### TASK GOAL
Copy the data below exactly, omitting any picture it contains.

··· DATASET EXTRACT

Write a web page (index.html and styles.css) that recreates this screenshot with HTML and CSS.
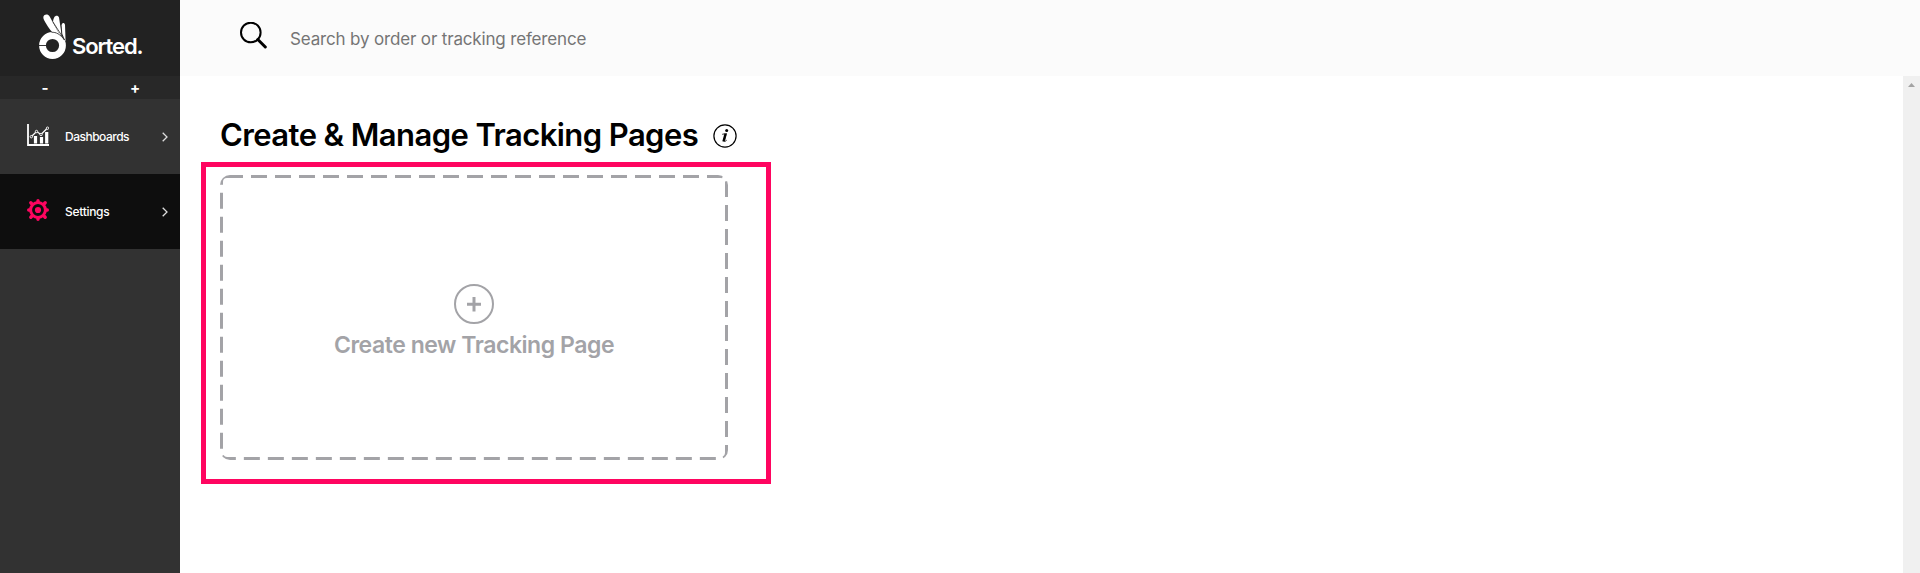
FILE: index.html
```html
<!DOCTYPE html>
<html lang="en">
<head>
<meta charset="utf-8">
<title>Create &amp; Manage Tracking Pages</title>
<link rel="stylesheet" href="styles.css">
</head>
<body>
<div class="app">
  <aside class="sidebar">
    <div class="brand">
      <svg class="brand-mark" width="28" height="46" viewBox="0 0 28 46">
        <g fill="#fff">
          <path d="M5.2 1.2C7-.2 9.400 .3 10.500 2.200L20.500 20.500 19 19.800C17 18.500 15 18 13.200 18 11.800 17.200 5.500 7.500 4.600 5 4.200 3.500 4.200 2.100 5.200 1.200Z"/>
          <path d="M15.300 3.200C16.500 1 19.300 1.200 20 3.600L22 16.500 22.600 24.500 14.300 8.500C13.800 6.500 14.500 4.600 15.300 3.200Z"/>
          <path d="M22.600 11.500C22.800 8.500 25.500 8.300 26 11L26.600 27.500 23.300 20Z"/>
        </g>
        <circle cx="13.500" cy="31.500" r="10" fill="none" stroke="#fff" stroke-width="6.800"/>
        <path d="M0 31.500H7" stroke="#222" stroke-width=".9"/>
        <path d="M12.500 18.300C17 18 21 20 25.500 26M14 8L25.500 26" fill="none" stroke="#222" stroke-width=".8"/>
      </svg>
      <span class="brand-name">Sorted.</span>
    </div>
    <div class="resizer"><span>-</span><span>+</span></div>
    <nav>
      <a class="item">
        <svg class="item-icon" width="22" height="22" viewBox="0 0 22 22" fill="none" stroke="#fff">
          <path d="M1 0V21H22" stroke-width="1.800"/>
          <path d="M8.500 12V19.500M14.500 13V19.500M19.700 8V19.500" stroke-width="3.200"/>
          <path d="M4 13L9.500 7.500 14 10.500 20.500 4" stroke-width="1.300"/>
          <g fill="#323232" stroke-width=".9"><circle cx="4.300" cy="12.700" r="1.200"/><circle cx="9.500" cy="7.500" r="1.200"/><circle cx="14" cy="10.500" r="1.200"/><circle cx="20.500" cy="4.200" r="1.200"/></g>
        </svg>
        <span class="item-label">Dashboards</span>
        <svg class="chevron" width="6" height="10" viewBox="0 0 6 10"><path d="M.7 .7L5 5 .7 9.300"/></svg>
      </a>
      <a class="item active">
        <svg class="item-icon" width="22" height="22" viewBox="-11 -11 22 22">
          <g fill="none" stroke="#ff0560">
            <circle r="7.400" stroke-width="3"/>
            <path d="M0-8V-9.300M0 8V9.300M-8 0H-9.300M8 0H9.300M6-6L7.200-7.200M-6-6L-7.200-7.200M6 6L7.200 7.200M-6 6L-7.200 7.200" stroke-width="3.400" stroke-linecap="round"/>
          </g>
          <circle r="3.100" fill="#ff0560"/>
        </svg>
        <span class="item-label settings">Settings</span>
        <svg class="chevron" width="6" height="10" viewBox="0 0 6 10"><path d="M.7 .7L5 5 .7 9.300"/></svg>
      </a>
    </nav>
  </aside>
  <div class="main">
    <header class="search">
      <svg width="27" height="27" viewBox="0 0 27 27" fill="none" stroke="#000">
        <circle cx="10.800" cy="10.500" r="9.800" stroke-width="2"/>
        <path d="M17.800 17.500L25.300 25" stroke-width="3" stroke-linecap="round"/>
      </svg>
      <span class="placeholder">Search by order or tracking reference</span>
    </header>
    <div class="body">
      <section class="content">
        <div class="heading">
          <h1>Create &amp; Manage Tracking Pages</h1>
          <svg width="24" height="24" viewBox="0 0 24 24">
            <circle cx="12" cy="12" r="11.100" fill="none" stroke="#000" stroke-width="1.200"/>
            <circle cx="13.700" cy="6.500" r="1.500"/>
            <path d="M9.200 10.300L13.500 9.500 11.400 17.300Q11.500 18.100 13.700 16.200" fill="none" stroke="#000" stroke-width=".8"/>
            <path d="M12.500 9.900L10.400 17.500" fill="none" stroke="#000" stroke-width="2.200"/>
          </svg>
        </div>
        <div class="highlight">
          <div class="card">
            <svg class="dashes" width="508" height="285"><rect width="508" height="285" rx="7" fill="none" stroke="#a3a3a7" stroke-width="6" stroke-dasharray="16 8"/></svg>
            <svg width="40" height="40" viewBox="0 0 40 40" fill="none" stroke="#a3a3a7">
              <circle cx="20" cy="20" r="19" stroke-width="2"/>
              <path d="M20 13V27.500M13 20.300H27" stroke-width="3"/>
            </svg>
            <span class="card-label">Create new Tracking Page</span>
          </div>
        </div>
      </section>
      <div class="scrollbar"><svg width="7" height="4" viewBox="0 0 7 4"><path d="M0 4L3.500 0 7 4Z" fill="#a3a3a3"/></svg></div>
    </div>
  </div>
</div>
</body>
</html>
```
FILE: styles.css
```css
* { box-sizing: border-box; }
body { margin: 0; background: #fff; font-family: Inter, "Liberation Sans", sans-serif; overflow: hidden; }
svg { display: block; flex: none; }
span, h1 { white-space: nowrap; }
.app { display: flex; height: 573px; }
.sidebar { width: 180px; flex: none; background: #323232; color: #fff; }
.brand { height: 76px; padding: 14px 0 0 39px; display: flex; gap: 5px; background: #222; }
.brand-name { font-size: 22px; line-height: 26px; font-weight: 600; letter-spacing: -1.1px; margin-top: 19px; }
.resizer { height: 23px; display: flex; background: #282828; font-size: 15px; line-height: 23px; font-weight: 700; }
.resizer span { flex: 1; text-align: center; }
.item { height: 75px; padding: 0 12px 0 27px; display: flex; align-items: center; }
.active { background: #0e0e0e; }
.item-icon { margin-bottom: 3px; }
.item-label { flex: 1; margin-left: 16px; font-size: 12px; line-height: 16px; font-weight: 500; letter-spacing: -0.5px; }
.settings { letter-spacing: -0.3px; }
.chevron { fill: none; stroke: #ddd; stroke-width: 1.3; }
.main { flex: 1; display: flex; flex-direction: column; }
.search { height: 76px; padding: 22px 0 0 60px; display: flex; background: #fbfbfb; }
.placeholder { margin: 5px 0 0 23px; font-size: 17px; line-height: 24px; letter-spacing: -0.16px; color: #757575; }
.body { flex: 1; display: flex; }
.content { flex: 1; padding: 40px 0 0 21px; }
.heading { height: 46px; padding-left: 19px; display: flex; gap: 15px; }
h1 { margin: 0; font-size: 31px; line-height: 38px; font-weight: 600; letter-spacing: -0.58px; color: #000; }
.heading svg { margin-top: 8px; }
.highlight { width: 570px; height: 322px; border: 5px solid #ff0560; padding: 8px 0 0 14px; }
.card { position: relative; width: 508px; height: 285px; border-radius: 10px; overflow: hidden; padding-top: 109px; display: flex; flex-direction: column; align-items: center; }
.dashes { position: absolute; inset: 0; }
.card-label { margin-top: 5px; font-size: 23px; line-height: 32px; font-weight: 600; letter-spacing: -0.45px; color: #a3a3a7; }
.scrollbar { width: 17px; background: #f0f0f0; padding: 7px 0 0 5px; }
```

······

### WRITTEN ANSWER
Write a web page (index.html and styles.css) that recreates this screenshot with HTML and CSS.
FILE: index.html
```html
<!DOCTYPE html>
<html lang="en">
<head>
<meta charset="utf-8">
<title>Create &amp; Manage Tracking Pages</title>
<link rel="stylesheet" href="styles.css">
</head>
<body>
<div class="app">
  <aside class="sidebar">
    <div class="brand">
      <svg class="brand-mark" width="28" height="46" viewBox="0 0 28 46">
        <g fill="#fff">
          <path d="M5.2 1.2C7-.2 9.400 .3 10.500 2.200L20.500 20.500 19 19.800C17 18.500 15 18 13.200 18 11.800 17.200 5.500 7.500 4.600 5 4.200 3.500 4.200 2.100 5.200 1.200Z"/>
          <path d="M15.300 3.200C16.500 1 19.300 1.200 20 3.600L22 16.500 22.600 24.500 14.300 8.500C13.800 6.500 14.500 4.600 15.300 3.200Z"/>
          <path d="M22.600 11.500C22.800 8.500 25.500 8.300 26 11L26.600 27.500 23.300 20Z"/>
        </g>
        <circle cx="13.500" cy="31.500" r="10" fill="none" stroke="#fff" stroke-width="6.800"/>
        <path d="M0 31.500H7" stroke="#222" stroke-width=".9"/>
        <path d="M12.500 18.300C17 18 21 20 25.500 26M14 8L25.500 26" fill="none" stroke="#222" stroke-width=".8"/>
      </svg>
      <span class="brand-name">Sorted.</span>
    </div>
    <div class="resizer"><span>-</span><span>+</span></div>
    <nav>
      <a class="item">
        <svg class="item-icon" width="22" height="22" viewBox="0 0 22 22" fill="none" stroke="#fff">
          <path d="M1 0V21H22" stroke-width="1.800"/>
          <path d="M8.500 12V19.500M14.500 13V19.500M19.700 8V19.500" stroke-width="3.200"/>
          <path d="M4 13L9.500 7.500 14 10.500 20.500 4" stroke-width="1.300"/>
          <g fill="#323232" stroke-width=".9"><circle cx="4.300" cy="12.700" r="1.200"/><circle cx="9.500" cy="7.500" r="1.200"/><circle cx="14" cy="10.500" r="1.200"/><circle cx="20.500" cy="4.200" r="1.200"/></g>
        </svg>
        <span class="item-label">Dashboards</span>
        <svg class="chevron" width="6" height="10" viewBox="0 0 6 10"><path d="M.7 .7L5 5 .7 9.300"/></svg>
      </a>
      <a class="item active">
        <svg class="item-icon" width="22" height="22" viewBox="-11 -11 22 22">
          <g fill="none" stroke="#ff0560">
            <circle r="7.400" stroke-width="3"/>
            <path d="M0-8V-9.300M0 8V9.300M-8 0H-9.300M8 0H9.300M6-6L7.200-7.200M-6-6L-7.200-7.200M6 6L7.200 7.200M-6 6L-7.200 7.200" stroke-width="3.400" stroke-linecap="round"/>
          </g>
          <circle r="3.100" fill="#ff0560"/>
        </svg>
        <span class="item-label settings">Settings</span>
        <svg class="chevron" width="6" height="10" viewBox="0 0 6 10"><path d="M.7 .7L5 5 .7 9.300"/></svg>
      </a>
    </nav>
  </aside>
  <div class="main">
    <header class="search">
      <svg width="27" height="27" viewBox="0 0 27 27" fill="none" stroke="#000">
        <circle cx="10.800" cy="10.500" r="9.800" stroke-width="2"/>
        <path d="M17.800 17.500L25.300 25" stroke-width="3" stroke-linecap="round"/>
      </svg>
      <span class="placeholder">Search by order or tracking reference</span>
    </header>
    <div class="body">
      <section class="content">
        <div class="heading">
          <h1>Create &amp; Manage Tracking Pages</h1>
          <svg width="24" height="24" viewBox="0 0 24 24">
            <circle cx="12" cy="12" r="11.100" fill="none" stroke="#000" stroke-width="1.200"/>
            <circle cx="13.700" cy="6.500" r="1.500"/>
            <path d="M9.200 10.300L13.500 9.500 11.400 17.300Q11.500 18.100 13.700 16.200" fill="none" stroke="#000" stroke-width=".8"/>
            <path d="M12.500 9.900L10.400 17.500" fill="none" stroke="#000" stroke-width="2.200"/>
          </svg>
        </div>
        <div class="highlight">
          <div class="card">
            <svg class="dashes" width="508" height="285"><rect width="508" height="285" rx="7" fill="none" stroke="#a3a3a7" stroke-width="6" stroke-dasharray="16 8"/></svg>
            <svg width="40" height="40" viewBox="0 0 40 40" fill="none" stroke="#a3a3a7">
              <circle cx="20" cy="20" r="19" stroke-width="2"/>
              <path d="M20 13V27.500M13 20.300H27" stroke-width="3"/>
            </svg>
            <span class="card-label">Create new Tracking Page</span>
          </div>
        </div>
      </section>
      <div class="scrollbar"><svg width="7" height="4" viewBox="0 0 7 4"><path d="M0 4L3.500 0 7 4Z" fill="#a3a3a3"/></svg></div>
    </div>
  </div>
</div>
</body>
</html>
```
FILE: styles.css
```css
* { box-sizing: border-box; }
body { margin: 0; background: #fff; font-family: Inter, "Liberation Sans", sans-serif; overflow: hidden; }
svg { display: block; flex: none; }
span, h1 { white-space: nowrap; }
.app { display: flex; height: 573px; }
.sidebar { width: 180px; flex: none; background: #323232; color: #fff; }
.brand { height: 76px; padding: 14px 0 0 39px; display: flex; gap: 5px; background: #222; }
.brand-name { font-size: 22px; line-height: 26px; font-weight: 600; letter-spacing: -1.1px; margin-top: 19px; }
.resizer { height: 23px; display: flex; background: #282828; font-size: 15px; line-height: 23px; font-weight: 700; }
.resizer span { flex: 1; text-align: center; }
.item { height: 75px; padding: 0 12px 0 27px; display: flex; align-items: center; }
.active { background: #0e0e0e; }
.item-icon { margin-bottom: 3px; }
.item-label { flex: 1; margin-left: 16px; font-size: 12px; line-height: 16px; font-weight: 500; letter-spacing: -0.5px; }
.settings { letter-spacing: -0.3px; }
.chevron { fill: none; stroke: #ddd; stroke-width: 1.3; }
.main { flex: 1; display: flex; flex-direction: column; }
.search { height: 76px; padding: 22px 0 0 60px; display: flex; background: #fbfbfb; }
.placeholder { margin: 5px 0 0 23px; font-size: 17px; line-height: 24px; letter-spacing: -0.16px; color: #757575; }
.body { flex: 1; display: flex; }
.content { flex: 1; padding: 40px 0 0 21px; }
.heading { height: 46px; padding-left: 19px; display: flex; gap: 15px; }
h1 { margin: 0; font-size: 31px; line-height: 38px; font-weight: 600; letter-spacing: -0.58px; color: #000; }
.heading svg { margin-top: 8px; }
.highlight { width: 570px; height: 322px; border: 5px solid #ff0560; padding: 8px 0 0 14px; }
.card { position: relative; width: 508px; height: 285px; border-radius: 10px; overflow: hidden; padding-top: 109px; display: flex; flex-direction: column; align-items: center; }
.dashes { position: absolute; inset: 0; }
.card-label { margin-top: 5px; font-size: 23px; line-height: 32px; font-weight: 600; letter-spacing: -0.45px; color: #a3a3a7; }
.scrollbar { width: 17px; background: #f0f0f0; padding: 7px 0 0 5px; }
```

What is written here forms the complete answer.